Most egregious has been Erdogan’s program of grandiose construction projects designed to enrich AKP-affiliated businesses and artificially boost the Turkish economy. Imposed over objections by local residents, many of these heavy-handed projects also attempt to erect edifices glorifying the Ottoman Empire and Sunni triumphs instead of Turkey’s pluralist heritage.

And from Jadaliyya:

On the one hand, unlike Occupy Wall Street and other similar movements throughout the West, many of the activists do not reject traditional forms of political organization and calculation (even though such sentiments are widespread among some of the younger leading protesters in Taksim). Such abstentionism from formal politics cost dearly to Western movements of the last couple of years. Unlike Arab protesters, on the other hand, Turkish and Kurdish activists have been living and breathing under a semi-democracy, so have a lot of everyday political experience under their belts.
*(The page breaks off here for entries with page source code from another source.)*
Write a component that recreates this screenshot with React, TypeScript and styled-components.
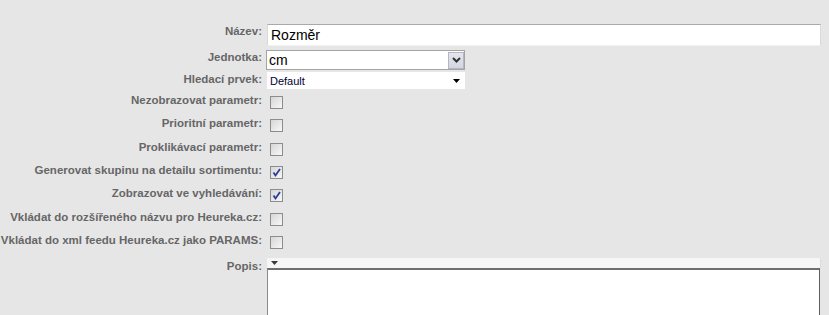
import { styled, createGlobalStyle } from 'styled-components'

const GlobalStyle = createGlobalStyle`
  html, body {
    margin: 0;
    padding: 0;
    background: #e6e6e6;
    font-family: 'Liberation Sans', Arial, sans-serif;
  }
`

type Flag = { label: string; checked: boolean }

const flags: Flag[] = [
  { label: 'Nezobrazovat parametr:', checked: false },
  { label: 'Prioritní parametr:', checked: false },
  { label: 'Proklikávací parametr:', checked: false },
  { label: 'Generovat skupinu na detailu sortimentu:', checked: true },
  { label: 'Zobrazovat ve vyhledávání:', checked: true },
  { label: 'Vkládat do rozšířeného názvu pro Heureka.cz:', checked: false },
  { label: 'Vkládat do xml feedu Heureka.cz jako PARAMS:', checked: false },
]

const App = () => {
  return (
    <Page>
      <GlobalStyle />
      <Row $h={26}>
        <Label>Název:</Label>
        <TextInput>Rozměr</TextInput>
      </Row>
      <Row $h={22}>
        <Label>Jednotka:</Label>
        <UnitSelect>
          <span>cm</span>
          <SelectButton>
            <svg width="9" height="6" viewBox="0 0 9 6">
              <path d="M1 1 L4.5 4.5 L8 1" fill="none" stroke="#333" strokeWidth="2" />
            </svg>
          </SelectButton>
        </UnitSelect>
      </Row>
      <Row $h={21}>
        <Label>Hledací prvek:</Label>
        <PlainSelect>
          <span>Default</span>
          <svg width="7" height="4" viewBox="0 0 7 4">
            <path d="M0 0 H7 L3.5 4 Z" fill="#000" />
          </svg>
        </PlainSelect>
      </Row>
      {flags.map((item, idx) => (
        <Row key={idx} $h={23.33}>
          <Label>{item.label}</Label>
          <Check checked={item.checked} />
        </Row>
      ))}
      <Row $h={60} style={{ marginTop: 2 }}>
        <Label $top={1}>Popis:</Label>
        <Editor>
          <Toolbar>
            <svg width="7" height="4" viewBox="0 0 7 4">
              <path d="M0 0 H7 L3.5 4 Z" fill="#3a3a3a" />
            </svg>
          </Toolbar>
          <EditArea />
        </Editor>
      </Row>
    </Page>
  )
}

const Check = ({ checked }: { checked: boolean }) => (
  <Box>
    {checked && (
      <svg width="11" height="11" viewBox="0 0 11 11">
        <path d="M2.5 5.5 L4.5 8.5 L9 2" fill="none" stroke="#2b3d92" strokeWidth="1.8" />
      </svg>
    )}
  </Box>
)

export default App

const Page = styled.div`
  padding: 24px 8px 0 0;
  height: 291px;
  overflow: hidden;
`

const Row = styled.div<{ $h: number }>`
  display: grid;
  grid-template-columns: 262px 1fr;
  column-gap: 4px;
  align-items: start;
  height: ${props => props.$h}px;
`

const Label = styled.div<{ $top?: number }>`
  text-align: right;
  font-size: 11.5px;
  line-height: 14px;
  font-weight: bold;
  color: #666666;
  white-space: nowrap;
  padding-top: ${props => props.$top ?? 0}px;
`

const TextInput = styled.div`
  margin-left: 1px;
  height: 20px;
  box-sizing: content-box;
  background: #ffffff;
  border: 1px solid;
  border-color: #a9a9a9 #dadada #f2f2f2 #dadada;
  font-size: 14px;
  line-height: 20px;
  padding-left: 3px;
  color: #000;
`

const UnitSelect = styled.div`
  width: 197px;
  height: 18px;
  display: flex;
  align-items: center;
  justify-content: space-between;
  background: #ffffff;
  border: 1px solid #a3a3a3;
  font-size: 14px;
  color: #000;

  > span {
    padding-left: 2px;
    line-height: 18px;
  }
`

const SelectButton = styled.div`
  width: 16px;
  height: 17px;
  display: flex;
  align-items: center;
  justify-content: center;
  background: linear-gradient(#e4e6ee, #d3d6e0);
  border: 1px solid #b4b7c2;
  box-sizing: border-box;
`

const PlainSelect = styled.div`
  margin-left: 1px;
  width: 198px;
  height: 17px;
  box-sizing: border-box;
  display: flex;
  align-items: center;
  justify-content: space-between;
  background: #ffffff;
  padding: 0 5px 0 3px;
  font-size: 11px;
  color: #000033;
`

const Box = styled.div`
  margin: 3px 0 0 4px;
  width: 13px;
  height: 13px;
  box-sizing: border-box;
  border: 1px solid #8c8c8c;
  background: linear-gradient(135deg, #d6d6d6, #f7f7f7);
  display: flex;
  align-items: center;
  justify-content: center;
`

const Editor = styled.div`
  margin-left: 1px;
  display: flex;
  flex-direction: column;
`

const Toolbar = styled.div`
  height: 10px;
  background: #f6f6f6;
  border-right: 1px solid #dcdcdc;
  padding-left: 4px;
  display: flex;
  align-items: center;
`

const EditArea = styled.div`
  height: 60px;
  background: #ffffff;
  border-top: 2px solid #6e6e6e;
  border-left: 1px solid #8a8a8a;
  border-right: 1px solid #5e5e5e;
  margin-right: 1px;
`
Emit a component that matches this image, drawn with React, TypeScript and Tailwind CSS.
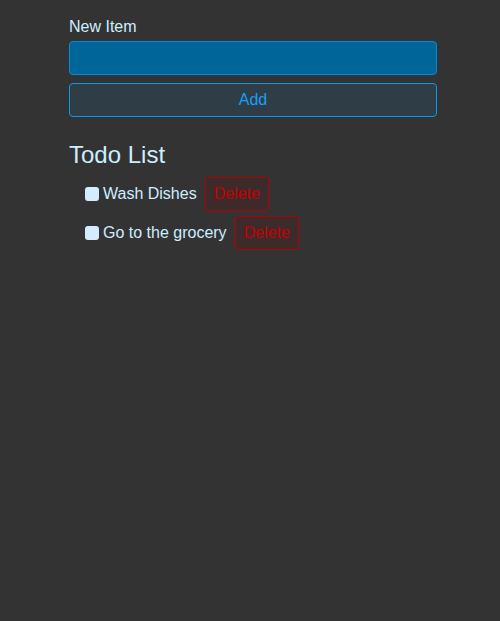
const todos = ["Wash Dishes", "Go to the grocery"];

export default function App() {
  return (
    <div className="min-h-[621px] bg-[#333333] font-['Liberation_Sans',Arial,sans-serif] text-[#cdeeff]">
      <div className="ml-[69px] w-[368px] pt-[18px]">
        <label className="block text-base leading-[18px]">New Item</label>
        <input
          type="text"
          className="mt-[5px] block h-[34px] w-full rounded-[4px] border border-[#0a8ad6] bg-[#006699] px-2 text-white outline-none"
        />
        <button className="mt-2 block h-[34px] w-full rounded-[4px] border border-[#0a9be8] bg-[#2f3e46] text-base text-[#1c9df5]">
          Add
        </button>
        <h2 className="mt-[24px] text-2xl leading-[28px]">Todo List</h2>
        <ul className="mt-[8px] pl-4">
          {todos.map((t) => (
            <li key={t} className="mb-[5px] flex items-center gap-2">
              <input
                type="checkbox"
                className="h-[14px] w-[14px] appearance-none rounded-[3px] bg-[#d3edff]"
              />
              <span className="-ml-[4px] text-base">{t}</span>
              <button className="h-[34px] rounded-[3px] border border-[#b30000] bg-[#3d2b2b] px-[8px] text-base text-[#c40000]">
                Delete
              </button>
            </li>
          ))}
        </ul>
      </div>
    </div>
  );
}
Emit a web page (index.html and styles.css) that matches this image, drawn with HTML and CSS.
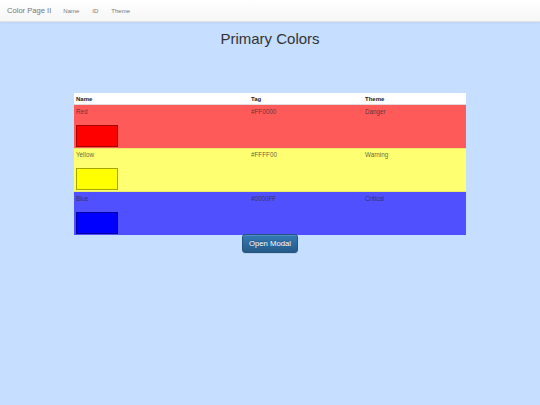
FILE: index.html
```html
<!DOCTYPE html>
<html>
<head>
<meta charset="utf-8">
<link rel="stylesheet" href="styles.css">
</head>
<body>
<nav class="navbar">
  <span class="brand">Color Page II</span>
  <ul class="nav">
    <li>Name</li>
    <li>ID</li>
    <li>Theme</li>
  </ul>
</nav>
<h1 class="title">Primary Colors</h1>
<table class="colors">
  <thead>
    <tr><th class="c-name">Name</th><th class="c-tag">Tag</th><th>Theme</th></tr>
  </thead>
  <tbody>
    <tr class="row-red">
      <td><div class="label">Red</div><div class="swatch sw-red"></div></td>
      <td><div class="label">#FF0000</div></td>
      <td><div class="label">Danger</div></td>
    </tr>
    <tr class="row-yellow">
      <td><div class="label">Yellow</div><div class="swatch sw-yellow"></div></td>
      <td><div class="label">#FFFF00</div></td>
      <td><div class="label">Warning</div></td>
    </tr>
    <tr class="row-blue">
      <td><div class="label">Blue</div><div class="swatch sw-blue"></div></td>
      <td><div class="label">#0000FF</div></td>
      <td><div class="label">Critical</div></td>
    </tr>
  </tbody>
</table>
<div class="actions">
  <button class="btn">Open Modal</button>
</div>
</body>
</html>
```
FILE: styles.css
```css
html, body {
  margin: 0;
  padding: 0;
}
body {
  background: #c6deff;
  font-family: "Liberation Sans", Arial, sans-serif;
  color: #333;
  width: 540px;
  height: 405px;
  overflow: hidden;
}
.navbar {
  height: 21px;
  background: linear-gradient(#ffffff, #f6f6f6);
  border-bottom: 1px solid #e2e2e2;
  box-shadow: 0 1px 2px rgba(0,0,0,0.06);
  display: flex;
  align-items: center;
  padding-left: 7px;
  box-sizing: content-box;
}
.brand {
  font-size: 7.6px;
  color: #777;
  margin-right: 12px;
}
.nav {
  list-style: none;
  display: flex;
  margin: 0;
  padding: 0;
}
.nav li {
  font-size: 6px;
  color: #777;
  margin-right: 13px;
}
.title {
  font-size: 15px;
  font-weight: normal;
  line-height: 17px;
  text-align: center;
  margin: 8px 0 46px;
  color: #333;
}
.colors {
  width: 392px;
  margin: 0 auto;
  border-collapse: collapse;
  table-layout: fixed;
  font-size: 6.3px;
}
.colors th {
  background: #fff;
  text-align: left;
  font-weight: bold;
  font-size: 6px;
  color: #222;
  padding: 2px 2px 1px;
  line-height: 8px;
  border-bottom: 1px solid #ddd;
}
.c-name { width: 171px; }
.c-tag { width: 110px; }
.colors td {
  vertical-align: top;
  padding: 2.5px 2px 1px;
  line-height: 8px;
  border-top: 1px solid rgba(0,0,0,0.08);
}
.label {
  height: 8px;
  color: rgba(40,40,40,0.75);
}
.swatch {
  width: 40px;
  height: 20px;
  margin-top: 9px;
  border: 1px solid rgba(0,0,0,0.35);
}
.row-red { background: #ff5a5a; }
.row-yellow { background: #ffff72; }
.row-blue { background: #5050ff; }
.sw-red { background: #ff0000; }
.sw-yellow { background: #ffff00; }
.sw-blue { background: #0000ff; }
.actions {
  display: flex;
  justify-content: center;
}
.btn {
  font-family: "Liberation Sans", Arial, sans-serif;
  font-size: 7.7px;
  color: #fff;
  background: linear-gradient(#337ab7, #265a88);
  border: 1px solid #245580;
  border-radius: 3px;
  width: 56px;
  height: 19px;
  padding: 0;
  margin-top: -1px;
  text-shadow: 0 -1px 0 rgba(0,0,0,0.2);
  box-shadow: inset 0 1px 0 rgba(255,255,255,0.15), 0 1px 1px rgba(0,0,0,0.075);
}
```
In short, “the leaderless revolution” has not arrived in Turkey. The disadvantage of Occupy Gezi, though, is that it is facing a much more hegemonic neoliberal regime when compared to the Western and Arab regimes. Turkish conservatives have been much more successful in building a popular base and a militant (but pragmatic) liberal-conservative intelligentsia (when compared to their fanatical and shallow counterparts in the West, not even to speak of their inexperienced counterparts in the Arab world). This consent is multi-dimensional and integrates compromises and articulations at ideological, religious, political and economic levels. The demobilization and counter-mobilization that neoliberal hegemony could generate cannot be taken lightly.

If the Turkish and Kurdish activists find innovative ways of overcoming these hurdles, Turkey will have the potential of adding a new twist to the post-2011 global wave of revolt.